Even if we perfect the technology and get rid of all the problems listed above, until the technology is adopted by federal governments and regulated, there will be increased risk in investing in this technology.
Other concerns with the technology are mostly logistical in nature. For example, changing protocols, which becomes necessary when the tech is being improved, can take quite a long time and interrupt the normal flow of operations.
5: The takeaway:
With all the potential barriers to mass adoption, it is logical that experienced investors like Warren Buffet choose to err on the safe side of this technology. And yet, we know that crypto currencies (and the block chain technology) will be here to stay. They offer too many of the advantages that consumers seek in a currency today; decentralization, transparency, and flexibility being chief among these. Expanding the discussion to everything that block chain can accomplish across numerous industries doubly reinforces this point.
Crypto currency in India:
Both the government and the RBI have confirmed that crypto currencies, including bit coin, are legal in India. Parliament Member Dr. Subramanian Swamy said “crypto currency is inevitable.”

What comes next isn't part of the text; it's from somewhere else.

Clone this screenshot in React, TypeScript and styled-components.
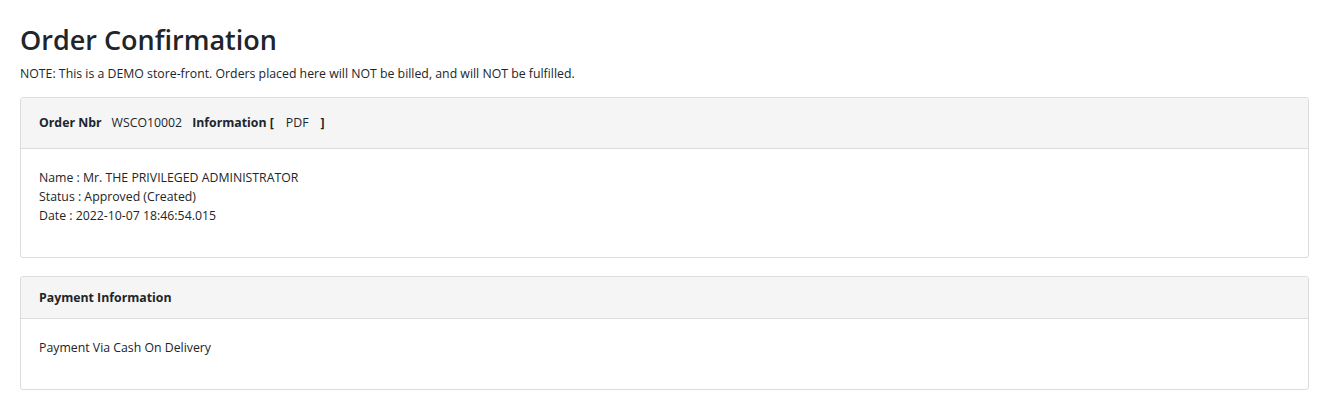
import React from "react";
import styled, { createGlobalStyle } from "styled-components";

const Global = createGlobalStyle`
  body { margin: 0; background: #fff; font-family: "Open Sans", "Noto Sans", sans-serif; color: #212529; }
`;

const Page = styled.div`
  padding: 22px 15px 0 20px;
`;

const Title = styled.h1`
  margin: 0;
  font-size: 27px;
  font-weight: 600;
  line-height: 36px;
  color: #212529;
`;

const Note = styled.p`
  margin: 7px 0 14px;
  font-size: 12.3px;
  line-height: 18px;
`;

const Card = styled.div`
  border: 1px solid #dcdcdc;
  border-radius: 3px;
  margin-bottom: 18px;
  overflow: hidden;
`;

const CardHeader = styled.div<{ $h: number }>`
  background: #f5f5f5;
  border-bottom: 1px solid #dcdcdc;
  height: ${(p) => p.$h}px;
  padding: 0 18px 1px;
  display: flex;
  align-items: center;
  font-size: 12.3px;
  box-sizing: border-box;
`;

const Bold = styled.span`
  font-weight: 700;
`;

const Plain = styled.span`
  margin: 0 10px;
`;

const Pdf = styled.span`
  margin: 0 12px;
`;

const CardBody = styled.div<{ $h: number }>`
  height: ${(p) => p.$h}px;
  padding: 19px 18px 0;
  font-size: 12.3px;
  line-height: 19px;
`;

export default function App() {
  return (
    <>
      <Global />
      <Page>
        <Title>Order Confirmation</Title>
        <Note>NOTE: This is a DEMO store-front. Orders placed here will NOT be billed, and will NOT be fulfilled.</Note>
        <Card>
          <CardHeader $h={51}>
            <Bold>Order Nbr</Bold>
            <Plain>WSCO10002</Plain>
            <Bold>Information [</Bold>
            <Pdf>PDF</Pdf>
            <Bold>]</Bold>
          </CardHeader>
          <CardBody $h={89}>
            <div>Name : Mr. THE PRIVILEGED ADMINISTRATOR</div>
            <div>Status : Approved (Created)</div>
            <div>Date : 2022-10-07 18:46:54.015</div>
          </CardBody>
        </Card>
        <Card>
          <CardHeader $h={42}>
            <Bold>Payment Information</Bold>
          </CardHeader>
          <CardBody $h={51}>
            <div>Payment Via Cash On Delivery</div>
          </CardBody>
        </Card>
      </Page>
    </>
  );
}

Future of Crypto Currency:
Some of the limitations that crypto currencies presently face – such as the fact that one’s digital fortune can be erased by a computer crash, or that a virtual vault may be ransacked by a hacker – may be overcome in time through technological advances. What will be harder to surmount is the basic paradox that bedevils crypto currencies – the more popular they become, the more regulation and government scrutiny they are likely to attract, which erodes the fundamental premise for their existence.
While the number of merchants who accept crypto currencies has steadily increased, they are still very much in the minority. For crypto currencies to become more widely used, they have to first gain widespread acceptance among consumers. However, their relative complexity compared to conventional currencies will likely deter most people, except for the technologically adept.